The following conditions are favorable for the formation of ultrapotassic magmas.

- partial melting at a great depth
- low degrees of partial melting
- lithophile element (K, Ba, Cs, Rb) enrichment in sources
- enriched peridotite (variety harzburgite), especially in potassium
- pyroxene and phlogopite-rich volumes within the mantle, not from peridotite alone
- carbon dioxide or water (each condition leading to a distinctive magma);
- reaction of melts with surrounding rock as they rise from their sources

Mantle sources of ultrapotassic magmas may contain subducted sediments, or the sources may have been enriched in potassium by melts or fluids partly derived from subducted sediments. Phlogopite and/or potassic amphibole are typical in the sources from which many such magmas have been derived. Ultrapotassic granites are uncommon and may be produced by melting of the continental crust above upwelling mafic magma, such as at rift zones.
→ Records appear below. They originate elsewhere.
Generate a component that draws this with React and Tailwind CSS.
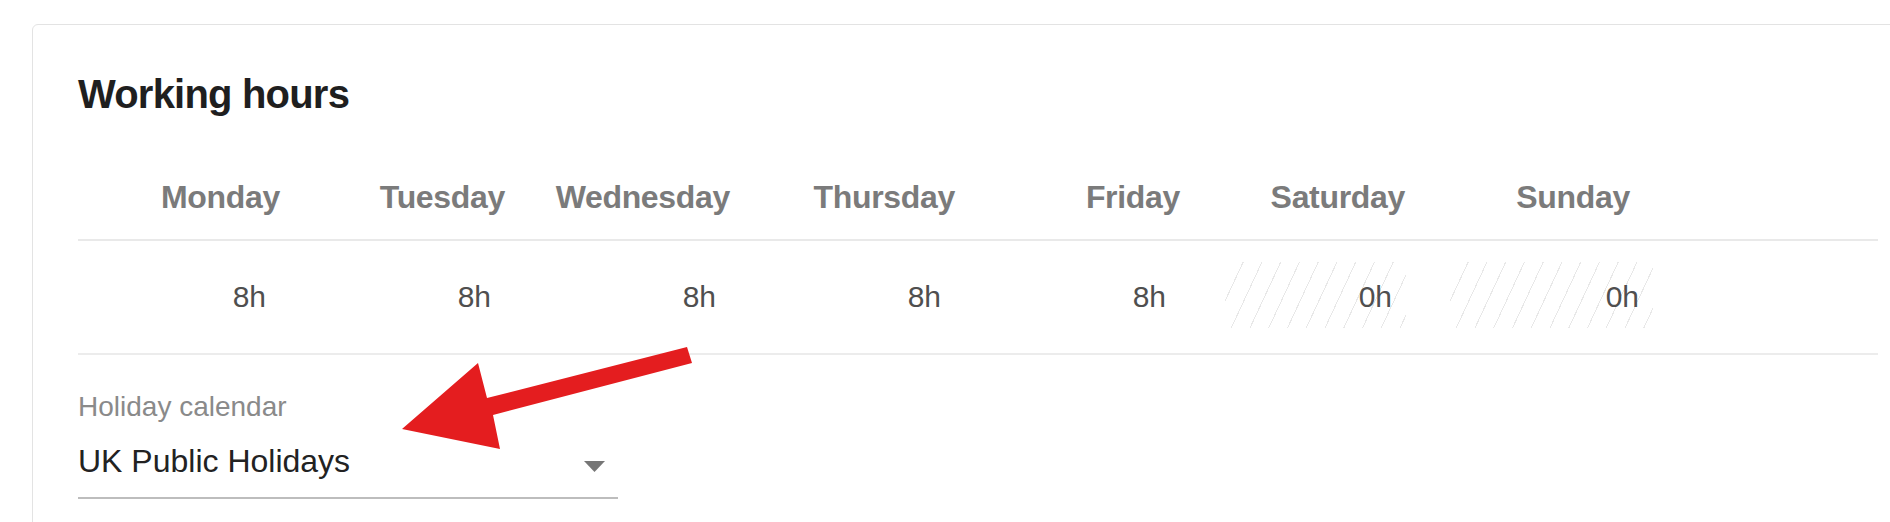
import React from "react";

const days = [
  { name: "Monday", hours: "8h", off: false, last: false },
  { name: "Tuesday", hours: "8h", off: false, last: false },
  { name: "Wednesday", hours: "8h", off: false, last: false },
  { name: "Thursday", hours: "8h", off: false, last: false },
  { name: "Friday", hours: "8h", off: false, last: false },
  { name: "Saturday", hours: "0h", off: true, last: false },
  { name: "Sunday", hours: "0h", off: true, last: true },
];

export default function App() {
  return (
    <div className="relative w-[1890px] h-[522px] overflow-hidden bg-white font-['Liberation_Sans',Arial,sans-serif]">
      <div className="ml-8 mt-6 w-[1892px] rounded-md border border-[#e3e3e3] px-[45px] pt-[45px] pb-10">
        <h2 className="text-[40px] leading-[48px] font-bold tracking-[-0.02em] text-[#1f1f1f]">
          Working hours
        </h2>

        <div className="mt-[59px] border-b-2 border-[#e9e9e9] pb-[22px]">
          <div className="grid grid-cols-[repeat(7,225px)]">
            {days.map((d) => (
              <div
                key={d.name}
                className="pr-[23px] text-right text-[32px] leading-[40px] font-bold tracking-[-0.01em] text-[#7b7b7b]"
              >
                {d.name}
              </div>
            ))}
          </div>
        </div>

        <div className="border-b-2 border-[#ececec] pt-[21px] pb-[25px]">
          <div className="grid grid-cols-[repeat(7,225px)]">
            {days.map((d) => (
              <div
                key={d.name}
                className={d.last ? "pl-[22px]" : "px-[22px]"}
              >
                <div
                  className={
                    d.off
                      ? "flex h-[66px] items-center justify-end pr-[14px] bg-[repeating-linear-gradient(115deg,transparent_0px,transparent_16px,#e8e8e8_16px,#e8e8e8_17px)]"
                      : "flex h-[66px] items-center justify-end pr-[15px]"
                  }
                >
                  <span className="mt-[3px] text-[30px] leading-[36px] text-[#4f4f4f]">
                    {d.hours}
                  </span>
                </div>
              </div>
            ))}
          </div>
        </div>

        <div className="mt-9 w-[540px]">
          <div className="text-[28px] leading-[32px] text-[#8a8a8a]">Holiday calendar</div>
          <div className="mt-[18px] flex items-center justify-between border-b-2 border-[#bdbdbd] pb-4 pr-[13px]">
            <span className="text-[32px] leading-[40px] text-[#222222]">UK Public Holidays</span>
            <svg className="mt-[10px]" width="21" height="11" viewBox="0 0 21 11">
              <polygon points="0,0 21,0 10.5,11" fill="#767676" />
            </svg>
          </div>
        </div>
      </div>

      <svg
        className="pointer-events-none absolute left-0 top-0"
        width="1890"
        height="522"
        viewBox="0 0 1890 522"
      >
        <polygon
          points="402,429 478,363 487,398 687,347 692,363 493,415 500,449"
          fill="#e41d1f"
        />
      </svg>
    </div>
  );
}
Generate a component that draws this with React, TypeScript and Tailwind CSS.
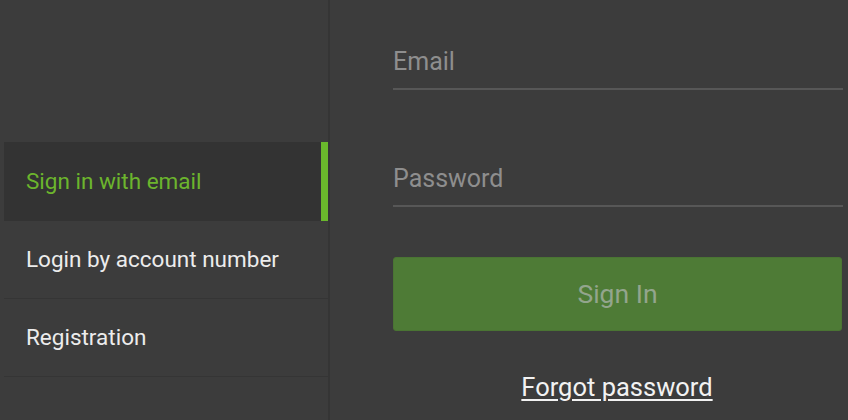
import React from "react";

const items = [
  { id: "email", label: "Sign in with email", active: true },
  { id: "account", label: "Login by account number", active: false },
  { id: "register", label: "Registration", active: false },
];

export default function App() {
  return (
    <div
      className="flex h-[420px] w-[848px] overflow-hidden bg-[#3c3c3c]"
      style={{ fontFamily: "Roboto, 'Liberation Sans', sans-serif" }}
    >
      {/* Side menu */}
      <div className="w-[330px] shrink-0 border-r-2 border-[#353535] pt-[142px] pl-[4px]">
        {items.map((item) =>
          item.active ? (
            <div key={item.id} className="flex h-[79px] items-center bg-[#333333]">
              <span className="flex-1 pl-[22px] text-[22.5px] text-[#6cb52d]">{item.label}</span>
              <span className="h-full w-[7px] bg-[#6ab82c]" />
            </div>
          ) : (
            <div
              key={item.id}
              className="flex h-[78px] items-center border-b border-[#353535] pl-[22px] pt-px text-[22.5px] text-[#ececec]"
            >
              {item.label}
            </div>
          )
        )}
      </div>

      {/* Form */}
      <div className="flex flex-1 flex-col pl-[63px] pr-[5px] pt-[48px]">
        <input
          placeholder="Email"
          className="h-[42px] border-b-2 border-[#575757] bg-transparent pb-[14px] text-[25px] leading-[28px] text-white outline-none placeholder:text-[#8e8e8e]"
        />
        <input
          type="password"
          placeholder="Password"
          className="mt-[75px] h-[42px] border-b-2 border-[#575757] bg-transparent pb-[14px] text-[25px] leading-[28px] text-white outline-none placeholder:text-[#8e8e8e]"
        />
        <button className="mt-[50px] h-[74px] w-[449px] rounded-[3px] border border-[#4a7433] bg-[#4e7b36] text-[26.5px] text-[#93a58d]">
          Sign In
        </button>
        <a
          href="#"
          className="mt-[42px] self-center pr-[2px] text-[25.5px] leading-[28px] text-[#f2f2f2] underline underline-offset-[3px]"
        >
          Forgot password
        </a>
      </div>
    </div>
  );
}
== Types of ultrapotassic rocks ==

- Lamprophyres and melilitic rocks
- Kimberlite
- Lamproite
- Orangeite (see Group II kimberlite)
- Feldspathoid-bearing rocks such as leucitites
- K-feldspar enriched leucogranites
- Vaugnerite and Durbachite

== Economic importance ==
The economic importance of ultrapotassic rocks is wide and varied. Because kimberlites, lamproites and lamprophyres are all produced at depths of 120 km or greater, they are known to be a major source of diamond deposits and thus can bring diamonds to the surface as xenocrysts. Additionally, ultrapotassic granites are a known host for granite-hosted gold mineralization and well as significant porphyry-style mineralization. Ultrapotassic A-type intracontinental granites may also be associated with fluorite and columbite – tantalite mineralization.